■ Problem to work on
The lines from the top of the material through the line with "string; icon: ReactNode;" are to be set down exactly. Leave the pictures out.

■ Recorded information
************

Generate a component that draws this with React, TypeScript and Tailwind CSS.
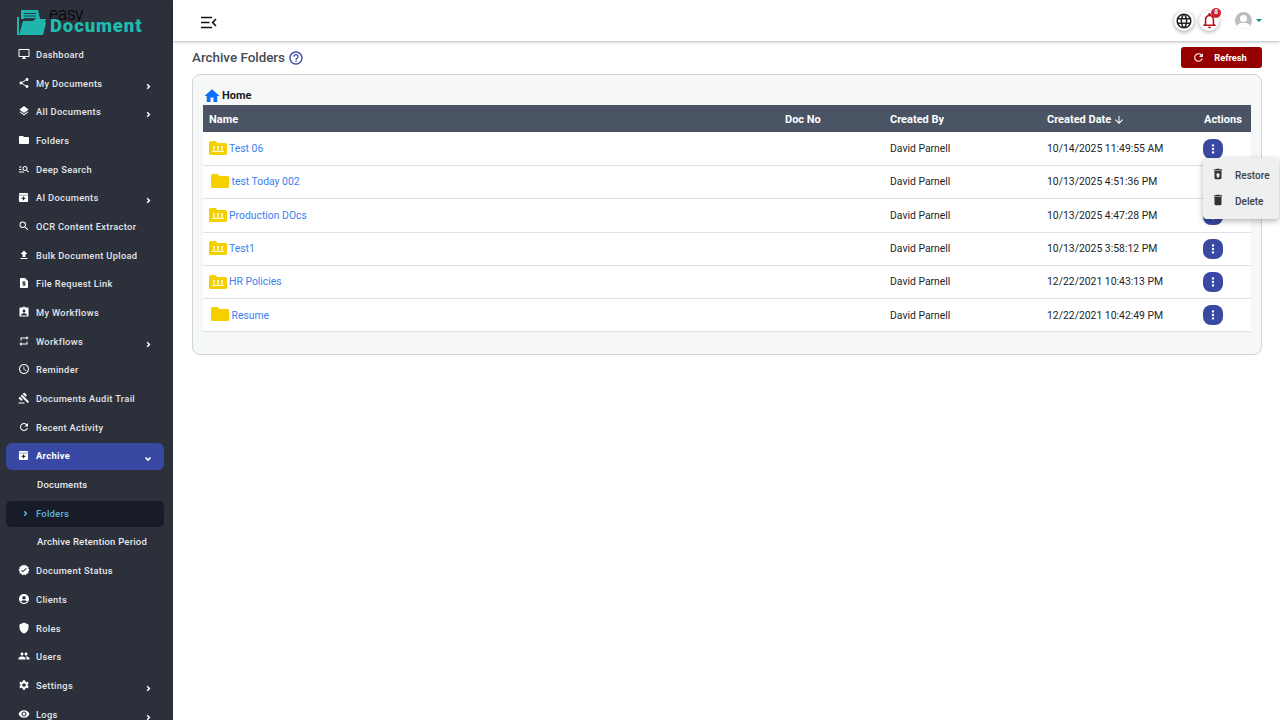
import { ReactNode } from 'react';
import {
  MdAccessTime,
  MdAccountCircle,
  MdArrowDownward,
  MdAssignmentInd,
  MdDelete,
  MdFileUpload,
  MdFolder,
  MdGavel,
  MdHelpOutline,
  MdHome,
  MdLanguage,
  MdLayers,
  MdManageSearch,
  MdMoreVert,
  MdOutlineDesktopWindows,
  MdOutlineNotifications,
  MdOutlineRefresh,
  MdPeople,
  MdRefresh,
  MdRepeat,
  MdRequestPage,
  MdRestoreFromTrash,
  MdSearch,
  MdSettings,
  MdShare,
  MdShield,
  MdVerified,
  MdVisibility,
} from 'react-icons/md';

type NavItem = { label: string; icon: ReactNode; arrow?: boolean };

const iconCls = 'h-[12px] w-[12px]';

// archive box with a plus, no exact match in the icon packs
function ArchiveIcon() {
  return (
    <svg viewBox="0 0 12 12" className="h-[11px] w-[11px]">
      <rect x="1" y="1" width="10" height="10" rx="1.200" fill="currentColor" />
      <path d="M1 3.400h10" stroke="#2b303b" strokeWidth="0.5" />
      <path d="M6 5v4M4 7h4" stroke="#2b303b" strokeWidth="1.300" />
    </svg>
  );
}

function Chevron({ down, className }: { down?: boolean; className: string }) {
  return (
    <svg viewBox="0 0 8 8" className={className} fill="none" stroke="currentColor" strokeWidth="1.700">
      <path d={down ? 'M1.500 2.500L4 5l2.500-2.500' : 'M2.500 1.500L5 4 2.500 6.500'} />
    </svg>
  );
}

const topItems: NavItem[] = [
  { label: 'Dashboard', icon: <MdOutlineDesktopWindows className={iconCls} /> },
  { label: 'My Documents', icon: <MdShare className={iconCls} />, arrow: true },
  { label: 'All Documents', icon: <MdLayers className={iconCls} />, arrow: true },
  { label: 'Folders', icon: <MdFolder className={iconCls} /> },
  { label: 'Deep Search', icon: <MdManageSearch className={iconCls} /> },
  { label: 'AI Documents', icon: <ArchiveIcon />, arrow: true },
  { label: 'OCR Content Extractor', icon: <MdSearch className={iconCls} /> },
  { label: 'Bulk Document Upload', icon: <MdFileUpload className={iconCls} /> },
  { label: 'File Request Link', icon: <MdRequestPage className={iconCls} /> },
  { label: 'My Workflows', icon: <MdAssignmentInd className={iconCls} /> },
  { label: 'Workflows', icon: <MdRepeat className={iconCls} />, arrow: true },
  { label: 'Reminder', icon: <MdAccessTime className={iconCls} /> },
  { label: 'Documents Audit Trail', icon: <MdGavel className={iconCls} /> },
  { label: 'Recent Activity', icon: <MdRefresh className={iconCls} /> },
];

const bottomItems: NavItem[] = [
  { label: 'Document Status', icon: <MdVerified className={iconCls} /> },
  { label: 'Clients', icon: <MdAccountCircle className={iconCls} /> },
  { label: 'Roles', icon: <MdShield className={iconCls} /> },
  { label: 'Users', icon: <MdPeople className={iconCls} /> },
  { label: 'Settings', icon: <MdSettings className={iconCls} />, arrow: true },
  { label: 'Logs', icon: <MdVisibility className={iconCls} />, arrow: true },
];

const rows = [
  { name: 'Test 06', shared: true, date: '10/14/2025 11:49:55 AM' },
  { name: 'test Today 002', shared: false, date: '10/13/2025 4:51:36 PM' },
  { name: 'Production DOcs', shared: true, date: '10/13/2025 4:47:28 PM' },
  { name: 'Test1', shared: true, date: '10/13/2025 3:58:12 PM' },
  { name: 'HR Policies', shared: true, date: '12/22/2021 10:43:13 PM' },
  { name: 'Resume', shared: false, date: '12/22/2021 10:42:49 PM' },
];

function NavRow({ item }: { item: NavItem }) {
  return (
    <div className="flex h-[28.7px] shrink-0 items-center pl-[18px] pr-[21px] text-[#e4e6ea]">
      <span className="mb-[2px] flex w-[18px] shrink-0 justify-start text-white">{item.icon}</span>
      <span className="text-[9.3px] font-medium tracking-[0.33px]">{item.label}</span>
      {item.arrow && <Chevron className="ml-auto mt-[5px] h-[7px] w-[7px] text-white" />}
    </div>
  );
}

function Logo() {
  return (
    <div className="flex h-[40.5px] shrink-0 items-start pl-[17px] pt-[10px]">
      <svg width="30" height="26" viewBox="0 0 30 26" className="shrink-0">
        <path d="M4 0h17l2 9H4z" fill="#1fb5ad" />
        <path d="M7 3.500h12M7 6h12M7 8.500h12" stroke="#2b303b" strokeWidth="0.900" />
        <path d="M0 7h2v18H0z" fill="#1fb5ad" />
        <path d="M6 11h10l2-2h11l-1 3 1 1-3 12H2z" fill="#1fb5ad" />
      </svg>
      <div className="relative ml-[3px] h-[26px] w-[95px] font-['Roboto',sans-serif]">
        <span className="absolute left-[-1px] top-[-6px] text-[17.5px] font-light leading-[20px] tracking-[-0.4px] text-black">easy</span>
        <span className="absolute left-0 top-[6px] text-[18.5px] font-black leading-[20px] tracking-[0.9px] text-[#1fbcb0]">Document</span>
      </div>
    </div>
  );
}

function Sidebar() {
  return (
    <aside className="flex h-[720px] w-[173px] shrink-0 flex-col overflow-hidden bg-[#2b303b] font-['Roboto',sans-serif]">
      <Logo />
      {topItems.map((item) => (
        <NavRow key={item.label} item={item} />
      ))}
      <div className="ml-[6px] mr-[9px] mt-[0.7px] flex h-[27px] shrink-0 items-center rounded-[6px] bg-[#3949a3] pl-[12px] pr-[12px] text-white">
        <span className="mb-[2px] flex w-[18px] shrink-0"><ArchiveIcon /></span>
        <span className="text-[9.3px] font-bold tracking-[0.33px]">Archive</span>
        <Chevron down className="ml-auto mt-[5px] h-[8px] w-[8px]" />
      </div>
      <div className="flex h-[30px] shrink-0 items-center pl-[37px] text-[9.5px] font-medium tracking-[0.2px] text-[#e8eaee]">
        Documents
      </div>
      <div className="ml-[6px] mr-[9px] mt-[1px] flex h-[26px] shrink-0 items-center rounded-[5px] bg-[#181c28] pl-[16px] text-[9.5px] font-medium tracking-[0.2px] text-[#5fb4dc]">
        <Chevron className="mr-[7px] h-[7px] w-[7px]" />
        Folders
      </div>
      <div className="flex h-[30px] shrink-0 items-center pl-[37px] text-[9.5px] font-medium tracking-[0.2px] text-[#e8eaee]">
        Archive Retention Period
      </div>
      {bottomItems.map((item) => (
        <NavRow key={item.label} item={item} />
      ))}
    </aside>
  );
}

function Header() {
  return (
    <header className="flex h-[41px] shrink-0 items-center bg-white pl-[28px] pr-[18px] shadow-[0_1px_3px_rgba(0,0,0,0.28)]">
      <svg width="16" height="13" viewBox="0 0 16 13" className="mt-[4px]">
        <path d="M0 1.500h11M0 6.500h8.500M0 11.500h11" stroke="#111" strokeWidth="1.600" />
        <path d="M15 3l-3.400 3.500L15 10" stroke="#111" strokeWidth="1.600" fill="none" />
      </svg>
      <div className="ml-auto flex items-center">
        <span className="flex h-[20px] w-[20px] items-center justify-center rounded-full bg-white shadow-[0_1px_4px_rgba(0,0,0,0.4)]">
          <MdLanguage className="h-[18px] w-[18px] text-[#222]" />
        </span>
        <span className="relative ml-[5px] flex h-[20px] w-[20px] items-center justify-center rounded-full bg-white shadow-[0_1px_4px_rgba(0,0,0,0.35)]">
          <MdOutlineNotifications className="h-[19px] w-[19px] text-[#b3141c]" />
          <span className="absolute right-[-2px] top-[-3px] flex h-[10px] w-[10px] items-center justify-center rounded-full bg-[#c8232c] text-[6.5px] font-bold text-white">
            8
          </span>
        </span>
        <span className="relative ml-[16px] flex h-[17px] w-[17px] items-center justify-center overflow-hidden rounded-full bg-[#bdbdbd]">
          <span className="absolute top-[3px] h-[7px] w-[7px] rounded-full bg-white" />
          <span className="absolute top-[11px] h-[9px] w-[13px] rounded-full bg-white" />
        </span>
        <span className="ml-[4px] h-0 w-0 border-x-[3px] border-t-[3px] border-x-transparent border-t-[#0f8a80]" />
      </div>
    </header>
  );
}

function FolderIcon({ shared }: { shared: boolean }) {
  const body =
    'M1.500 0h5l2 2h8a1.500 1.500 0 0 1 1.500 1.500v9a1.500 1.500 0 0 1-1.500 1.500h-15A1.500 1.500 0 0 1 0 12.500v-11A1.500 1.500 0 0 1 1.500 0z';
  if (!shared) {
    return (
      <svg width="18" height="14" viewBox="0 0 18 14" className="mb-[2px] ml-[1.5px] mr-[3px] shrink-0">
        <path d={body} fill="#f4d000" />
      </svg>
    );
  }
  return (
    <svg width="18" height="14" viewBox="0 0 18 14" className="mb-[1px] mr-[2px] shrink-0">
      <path d={body} fill="#f4d000" />
      <circle cx="5" cy="6" r="1" fill="#fff" />
      <circle cx="9" cy="6" r="1" fill="#fff" />
      <circle cx="13" cy="6" r="1" fill="#fff" />
      <path d="M4.400 7h1.200v2.500H4.400zM8.400 7h1.200v2.500H8.400zM12.400 7h1.200v2.500h-1.200z" fill="#fff" />
      <path d="M3 9.800h12v1H3z" fill="#fff" />
    </svg>
  );
}

function RowMenu() {
  return (
    <div className="absolute left-[1010px] top-[83px] z-10 h-[61px] w-[76px] rounded-[4px] bg-[#edf0ef] text-[10px] font-medium text-[#3c4348] shadow-[0_2px_6px_rgba(0,0,0,0.3)]">
      <div className="flex h-[31px] items-center pl-[8px] pt-[4px]">
        <MdRestoreFromTrash className="mb-[3px] h-[14px] w-[14px] text-[#333]" />
        <span className="ml-[10px]">Restore</span>
      </div>
      <div className="flex h-[24px] items-center pl-[8px]">
        <MdDelete className="mb-[2px] h-[14px] w-[14px] text-[#333]" />
        <span className="ml-[10px]">Delete</span>
      </div>
    </div>
  );
}

function ArchiveTable() {
  return (
    <div className="relative h-[281px] rounded-[8px] border border-[#ced4d4] bg-[#f6f8f8] px-[10px] pt-[11px]">
      <div className="flex h-[19px] items-center pt-[2px] text-[11px] font-bold text-[#1a1d22]">
        <MdHome className="mb-[2px] mr-[1px] h-[18px] w-[18px] text-[#0d6efd]" />
        Home
      </div>
      <div className="grid h-[27px] grid-cols-[582px_105px_157px_157px_47px] items-center bg-[#4a5464] pt-[3px] text-[11px] font-bold text-white">
        <span className="pl-[6px]">Name</span>
        <span>Doc No</span>
        <span>Created By</span>
        <span className="flex items-center">
          Created Date
          <MdArrowDownward className="ml-[2px] h-[12px] w-[12px]" />
        </span>
        <span>Actions</span>
      </div>
      <div className="bg-white pt-[0.7px]">
        {rows.map((row) => (
          <div
            key={row.name}
            className="grid h-[33.3px] grid-cols-[582px_105px_157px_157px_47px] items-center border-b border-[#dee2e6] bg-white text-[10.4px] text-[#212529]"
          >
            <span className="flex items-center pl-[6px] text-[#3a7ff0]">
              <FolderIcon shared={row.shared} />
              {row.name}
            </span>
            <span />
            <span>David Parnell</span>
            <span>{row.date}</span>
            <span className="ml-[-1px] flex h-[20px] w-[20px] items-center justify-center rounded-[8px] bg-[#3949a3] text-white">
              <MdMoreVert className="h-[14px] w-[14px]" />
            </span>
          </div>
        ))}
      </div>
      <RowMenu />
    </div>
  );
}

export default function App() {
  return (
    <div className="flex h-[720px] w-[1280px] overflow-hidden bg-white">
      <Sidebar />
      <div className="flex min-w-0 flex-1 flex-col font-['Roboto',sans-serif]">
        <Header />
        <main className="pl-[19px] pr-[18px] pt-[6px]">
          <div className="mb-[6px] flex h-[21px] items-center">
            <h1 className="pt-[1px] text-[13.4px] font-medium text-[#444b55]">Archive Folders</h1>
            <MdHelpOutline className="ml-[3px] h-[16px] w-[16px] text-[#3949a3]" />
            <button
              type="button"
              className="ml-auto flex h-[21px] w-[81px] items-center justify-center rounded-[3px] bg-[#960000] pr-[4px] text-[9.3px] font-bold text-white"
            >
              <MdOutlineRefresh className="mr-[9px] h-[13px] w-[13px]" />
              Refresh
            </button>
          </div>
          <ArchiveTable />
        </main>
      </div>
    </div>
  );
}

************

■ Solution for this task
Generate a component that draws this with React, TypeScript and Tailwind CSS.
import { ReactNode } from 'react';
import {
  MdAccessTime,
  MdAccountCircle,
  MdArrowDownward,
  MdAssignmentInd,
  MdDelete,
  MdFileUpload,
  MdFolder,
  MdGavel,
  MdHelpOutline,
  MdHome,
  MdLanguage,
  MdLayers,
  MdManageSearch,
  MdMoreVert,
  MdOutlineDesktopWindows,
  MdOutlineNotifications,
  MdOutlineRefresh,
  MdPeople,
  MdRefresh,
  MdRepeat,
  MdRequestPage,
  MdRestoreFromTrash,
  MdSearch,
  MdSettings,
  MdShare,
  MdShield,
  MdVerified,
  MdVisibility,
} from 'react-icons/md';

type NavItem = { label: string; icon: ReactNode; arrow?: boolean };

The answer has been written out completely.